— START OF SOURCE DATA —

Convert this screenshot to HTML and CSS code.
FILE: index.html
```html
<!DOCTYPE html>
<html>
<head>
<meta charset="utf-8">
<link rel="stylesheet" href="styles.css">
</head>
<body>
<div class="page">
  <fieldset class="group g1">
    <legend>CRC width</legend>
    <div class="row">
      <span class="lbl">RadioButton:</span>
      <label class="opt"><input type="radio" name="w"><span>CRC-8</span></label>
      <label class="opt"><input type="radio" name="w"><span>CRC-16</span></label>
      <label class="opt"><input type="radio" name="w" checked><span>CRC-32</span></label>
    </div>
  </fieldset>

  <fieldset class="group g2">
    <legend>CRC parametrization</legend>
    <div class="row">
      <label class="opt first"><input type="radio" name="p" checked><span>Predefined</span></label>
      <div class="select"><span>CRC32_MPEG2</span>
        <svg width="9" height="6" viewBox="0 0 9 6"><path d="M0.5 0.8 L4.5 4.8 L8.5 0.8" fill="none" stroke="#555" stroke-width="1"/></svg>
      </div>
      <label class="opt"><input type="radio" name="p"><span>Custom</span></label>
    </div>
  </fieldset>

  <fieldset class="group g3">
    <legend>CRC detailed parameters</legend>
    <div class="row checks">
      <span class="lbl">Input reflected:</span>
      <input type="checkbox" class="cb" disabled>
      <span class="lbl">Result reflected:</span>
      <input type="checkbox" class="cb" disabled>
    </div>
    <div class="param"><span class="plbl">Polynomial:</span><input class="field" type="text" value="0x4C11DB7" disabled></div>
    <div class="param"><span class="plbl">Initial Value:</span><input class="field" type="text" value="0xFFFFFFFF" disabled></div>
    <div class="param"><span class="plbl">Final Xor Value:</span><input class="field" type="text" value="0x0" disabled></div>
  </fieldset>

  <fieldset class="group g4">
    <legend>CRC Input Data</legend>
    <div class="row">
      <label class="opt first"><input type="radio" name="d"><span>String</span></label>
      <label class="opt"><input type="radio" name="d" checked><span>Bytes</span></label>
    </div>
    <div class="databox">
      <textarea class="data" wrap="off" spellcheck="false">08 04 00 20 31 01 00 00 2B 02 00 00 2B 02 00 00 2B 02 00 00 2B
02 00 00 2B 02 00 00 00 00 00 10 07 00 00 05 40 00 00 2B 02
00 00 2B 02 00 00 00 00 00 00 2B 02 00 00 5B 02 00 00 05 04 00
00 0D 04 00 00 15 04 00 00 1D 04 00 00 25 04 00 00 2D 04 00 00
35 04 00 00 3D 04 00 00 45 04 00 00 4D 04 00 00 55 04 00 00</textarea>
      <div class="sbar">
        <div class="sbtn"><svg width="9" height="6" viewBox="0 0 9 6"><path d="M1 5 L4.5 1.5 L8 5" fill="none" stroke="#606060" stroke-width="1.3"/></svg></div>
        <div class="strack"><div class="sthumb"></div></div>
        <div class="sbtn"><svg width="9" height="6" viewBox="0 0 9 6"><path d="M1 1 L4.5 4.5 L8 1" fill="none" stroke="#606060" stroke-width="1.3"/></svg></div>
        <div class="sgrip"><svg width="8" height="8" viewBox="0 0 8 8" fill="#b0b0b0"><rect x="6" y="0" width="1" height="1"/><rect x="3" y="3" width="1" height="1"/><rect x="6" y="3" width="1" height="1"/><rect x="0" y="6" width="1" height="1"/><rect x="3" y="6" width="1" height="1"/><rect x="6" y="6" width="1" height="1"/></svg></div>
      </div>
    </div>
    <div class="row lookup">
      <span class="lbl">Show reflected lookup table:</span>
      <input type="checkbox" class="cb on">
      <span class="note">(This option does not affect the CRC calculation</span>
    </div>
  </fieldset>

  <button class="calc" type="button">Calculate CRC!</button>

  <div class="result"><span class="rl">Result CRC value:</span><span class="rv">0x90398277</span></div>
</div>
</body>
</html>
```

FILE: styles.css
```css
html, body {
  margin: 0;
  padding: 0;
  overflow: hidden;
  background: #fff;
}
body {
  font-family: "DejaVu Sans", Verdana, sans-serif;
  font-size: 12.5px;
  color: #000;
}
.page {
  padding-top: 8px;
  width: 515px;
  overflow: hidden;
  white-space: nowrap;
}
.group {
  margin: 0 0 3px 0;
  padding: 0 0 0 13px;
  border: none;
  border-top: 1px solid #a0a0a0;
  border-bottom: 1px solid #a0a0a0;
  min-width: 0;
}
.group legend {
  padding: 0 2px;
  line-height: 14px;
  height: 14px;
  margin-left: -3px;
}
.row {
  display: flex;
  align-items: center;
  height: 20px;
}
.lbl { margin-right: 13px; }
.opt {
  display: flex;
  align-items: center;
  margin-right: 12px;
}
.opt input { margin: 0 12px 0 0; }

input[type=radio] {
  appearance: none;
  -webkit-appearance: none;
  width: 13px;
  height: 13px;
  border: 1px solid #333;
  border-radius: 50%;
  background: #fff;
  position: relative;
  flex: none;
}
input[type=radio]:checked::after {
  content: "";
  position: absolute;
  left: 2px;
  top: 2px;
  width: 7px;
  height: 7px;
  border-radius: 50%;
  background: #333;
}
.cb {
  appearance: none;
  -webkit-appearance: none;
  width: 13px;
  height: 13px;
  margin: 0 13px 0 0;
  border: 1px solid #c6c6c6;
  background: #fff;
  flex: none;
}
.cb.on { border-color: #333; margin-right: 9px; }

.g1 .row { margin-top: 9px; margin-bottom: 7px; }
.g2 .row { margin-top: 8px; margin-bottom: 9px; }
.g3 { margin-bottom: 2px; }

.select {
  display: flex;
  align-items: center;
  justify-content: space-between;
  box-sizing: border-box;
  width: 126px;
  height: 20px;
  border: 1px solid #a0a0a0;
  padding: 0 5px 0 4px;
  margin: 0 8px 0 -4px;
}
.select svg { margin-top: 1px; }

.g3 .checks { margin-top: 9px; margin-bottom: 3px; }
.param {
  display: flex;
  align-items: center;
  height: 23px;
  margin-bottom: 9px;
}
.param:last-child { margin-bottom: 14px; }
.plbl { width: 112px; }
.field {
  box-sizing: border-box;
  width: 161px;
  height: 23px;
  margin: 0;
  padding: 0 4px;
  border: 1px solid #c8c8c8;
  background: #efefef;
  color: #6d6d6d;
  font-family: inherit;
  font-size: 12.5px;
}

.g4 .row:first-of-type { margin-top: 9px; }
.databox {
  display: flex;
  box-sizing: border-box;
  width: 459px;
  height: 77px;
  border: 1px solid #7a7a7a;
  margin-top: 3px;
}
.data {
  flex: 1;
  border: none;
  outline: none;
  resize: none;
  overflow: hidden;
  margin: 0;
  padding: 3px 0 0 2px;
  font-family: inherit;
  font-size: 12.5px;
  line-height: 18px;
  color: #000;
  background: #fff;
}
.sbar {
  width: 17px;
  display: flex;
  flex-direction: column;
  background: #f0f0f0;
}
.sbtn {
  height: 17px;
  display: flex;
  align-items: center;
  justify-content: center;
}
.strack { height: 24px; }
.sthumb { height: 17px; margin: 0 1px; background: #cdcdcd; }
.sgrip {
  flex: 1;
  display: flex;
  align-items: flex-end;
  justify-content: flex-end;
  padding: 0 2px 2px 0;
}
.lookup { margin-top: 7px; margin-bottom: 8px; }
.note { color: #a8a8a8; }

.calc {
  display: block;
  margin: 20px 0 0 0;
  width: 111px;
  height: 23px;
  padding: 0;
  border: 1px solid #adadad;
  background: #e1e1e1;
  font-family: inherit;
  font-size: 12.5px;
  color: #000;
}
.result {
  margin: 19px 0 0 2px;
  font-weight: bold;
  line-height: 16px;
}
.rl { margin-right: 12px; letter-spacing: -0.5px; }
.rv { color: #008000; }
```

— END OF SOURCE DATA —

§ PROBLEM DESCRIPTION
Repeat the preceding lines exactly, please, every one of them.

§ COMPLETE ANSWER
Convert this screenshot to HTML and CSS code.
FILE: index.html
```html
<!DOCTYPE html>
<html>
<head>
<meta charset="utf-8">
<link rel="stylesheet" href="styles.css">
</head>
<body>
<div class="page">
  <fieldset class="group g1">
    <legend>CRC width</legend>
    <div class="row">
      <span class="lbl">RadioButton:</span>
      <label class="opt"><input type="radio" name="w"><span>CRC-8</span></label>
      <label class="opt"><input type="radio" name="w"><span>CRC-16</span></label>
      <label class="opt"><input type="radio" name="w" checked><span>CRC-32</span></label>
    </div>
  </fieldset>

  <fieldset class="group g2">
    <legend>CRC parametrization</legend>
    <div class="row">
      <label class="opt first"><input type="radio" name="p" checked><span>Predefined</span></label>
      <div class="select"><span>CRC32_MPEG2</span>
        <svg width="9" height="6" viewBox="0 0 9 6"><path d="M0.5 0.8 L4.5 4.8 L8.5 0.8" fill="none" stroke="#555" stroke-width="1"/></svg>
      </div>
      <label class="opt"><input type="radio" name="p"><span>Custom</span></label>
    </div>
  </fieldset>

  <fieldset class="group g3">
    <legend>CRC detailed parameters</legend>
    <div class="row checks">
      <span class="lbl">Input reflected:</span>
      <input type="checkbox" class="cb" disabled>
      <span class="lbl">Result reflected:</span>
      <input type="checkbox" class="cb" disabled>
    </div>
    <div class="param"><span class="plbl">Polynomial:</span><input class="field" type="text" value="0x4C11DB7" disabled></div>
    <div class="param"><span class="plbl">Initial Value:</span><input class="field" type="text" value="0xFFFFFFFF" disabled></div>
    <div class="param"><span class="plbl">Final Xor Value:</span><input class="field" type="text" value="0x0" disabled></div>
  </fieldset>

  <fieldset class="group g4">
    <legend>CRC Input Data</legend>
    <div class="row">
      <label class="opt first"><input type="radio" name="d"><span>String</span></label>
      <label class="opt"><input type="radio" name="d" checked><span>Bytes</span></label>
    </div>
    <div class="databox">
      <textarea class="data" wrap="off" spellcheck="false">08 04 00 20 31 01 00 00 2B 02 00 00 2B 02 00 00 2B 02 00 00 2B
02 00 00 2B 02 00 00 00 00 00 10 07 00 00 05 40 00 00 2B 02
00 00 2B 02 00 00 00 00 00 00 2B 02 00 00 5B 02 00 00 05 04 00
00 0D 04 00 00 15 04 00 00 1D 04 00 00 25 04 00 00 2D 04 00 00
35 04 00 00 3D 04 00 00 45 04 00 00 4D 04 00 00 55 04 00 00</textarea>
      <div class="sbar">
        <div class="sbtn"><svg width="9" height="6" viewBox="0 0 9 6"><path d="M1 5 L4.5 1.5 L8 5" fill="none" stroke="#606060" stroke-width="1.3"/></svg></div>
        <div class="strack"><div class="sthumb"></div></div>
        <div class="sbtn"><svg width="9" height="6" viewBox="0 0 9 6"><path d="M1 1 L4.5 4.5 L8 1" fill="none" stroke="#606060" stroke-width="1.3"/></svg></div>
        <div class="sgrip"><svg width="8" height="8" viewBox="0 0 8 8" fill="#b0b0b0"><rect x="6" y="0" width="1" height="1"/><rect x="3" y="3" width="1" height="1"/><rect x="6" y="3" width="1" height="1"/><rect x="0" y="6" width="1" height="1"/><rect x="3" y="6" width="1" height="1"/><rect x="6" y="6" width="1" height="1"/></svg></div>
      </div>
    </div>
    <div class="row lookup">
      <span class="lbl">Show reflected lookup table:</span>
      <input type="checkbox" class="cb on">
      <span class="note">(This option does not affect the CRC calculation</span>
    </div>
  </fieldset>

  <button class="calc" type="button">Calculate CRC!</button>

  <div class="result"><span class="rl">Result CRC value:</span><span class="rv">0x90398277</span></div>
</div>
</body>
</html>
```

FILE: styles.css
```css
html, body {
  margin: 0;
  padding: 0;
  overflow: hidden;
  background: #fff;
}
body {
  font-family: "DejaVu Sans", Verdana, sans-serif;
  font-size: 12.5px;
  color: #000;
}
.page {
  padding-top: 8px;
  width: 515px;
  overflow: hidden;
  white-space: nowrap;
}
.group {
  margin: 0 0 3px 0;
  padding: 0 0 0 13px;
  border: none;
  border-top: 1px solid #a0a0a0;
  border-bottom: 1px solid #a0a0a0;
  min-width: 0;
}
.group legend {
  padding: 0 2px;
  line-height: 14px;
  height: 14px;
  margin-left: -3px;
}
.row {
  display: flex;
  align-items: center;
  height: 20px;
}
.lbl { margin-right: 13px; }
.opt {
  display: flex;
  align-items: center;
  margin-right: 12px;
}
.opt input { margin: 0 12px 0 0; }

input[type=radio] {
  appearance: none;
  -webkit-appearance: none;
  width: 13px;
  height: 13px;
  border: 1px solid #333;
  border-radius: 50%;
  background: #fff;
  position: relative;
  flex: none;
}
input[type=radio]:checked::after {
  content: "";
  position: absolute;
  left: 2px;
  top: 2px;
  width: 7px;
  height: 7px;
  border-radius: 50%;
  background: #333;
}
.cb {
  appearance: none;
  -webkit-appearance: none;
  width: 13px;
  height: 13px;
  margin: 0 13px 0 0;
  border: 1px solid #c6c6c6;
  background: #fff;
  flex: none;
}
.cb.on { border-color: #333; margin-right: 9px; }

.g1 .row { margin-top: 9px; margin-bottom: 7px; }
.g2 .row { margin-top: 8px; margin-bottom: 9px; }
.g3 { margin-bottom: 2px; }

.select {
  display: flex;
  align-items: center;
  justify-content: space-between;
  box-sizing: border-box;
  width: 126px;
  height: 20px;
  border: 1px solid #a0a0a0;
  padding: 0 5px 0 4px;
  margin: 0 8px 0 -4px;
}
.select svg { margin-top: 1px; }

.g3 .checks { margin-top: 9px; margin-bottom: 3px; }
.param {
  display: flex;
  align-items: center;
  height: 23px;
  margin-bottom: 9px;
}
.param:last-child { margin-bottom: 14px; }
.plbl { width: 112px; }
.field {
  box-sizing: border-box;
  width: 161px;
  height: 23px;
  margin: 0;
  padding: 0 4px;
  border: 1px solid #c8c8c8;
  background: #efefef;
  color: #6d6d6d;
  font-family: inherit;
  font-size: 12.5px;
}

.g4 .row:first-of-type { margin-top: 9px; }
.databox {
  display: flex;
  box-sizing: border-box;
  width: 459px;
  height: 77px;
  border: 1px solid #7a7a7a;
  margin-top: 3px;
}
.data {
  flex: 1;
  border: none;
  outline: none;
  resize: none;
  overflow: hidden;
  margin: 0;
  padding: 3px 0 0 2px;
  font-family: inherit;
  font-size: 12.5px;
  line-height: 18px;
  color: #000;
  background: #fff;
}
.sbar {
  width: 17px;
  display: flex;
  flex-direction: column;
  background: #f0f0f0;
}
.sbtn {
  height: 17px;
  display: flex;
  align-items: center;
  justify-content: center;
}
.strack { height: 24px; }
.sthumb { height: 17px; margin: 0 1px; background: #cdcdcd; }
.sgrip {
  flex: 1;
  display: flex;
  align-items: flex-end;
  justify-content: flex-end;
  padding: 0 2px 2px 0;
}
.lookup { margin-top: 7px; margin-bottom: 8px; }
.note { color: #a8a8a8; }

.calc {
  display: block;
  margin: 20px 0 0 0;
  width: 111px;
  height: 23px;
  padding: 0;
  border: 1px solid #adadad;
  background: #e1e1e1;
  font-family: inherit;
  font-size: 12.5px;
  color: #000;
}
.result {
  margin: 19px 0 0 2px;
  font-weight: bold;
  line-height: 16px;
}
.rl { margin-right: 12px; letter-spacing: -0.5px; }
.rv { color: #008000; }
```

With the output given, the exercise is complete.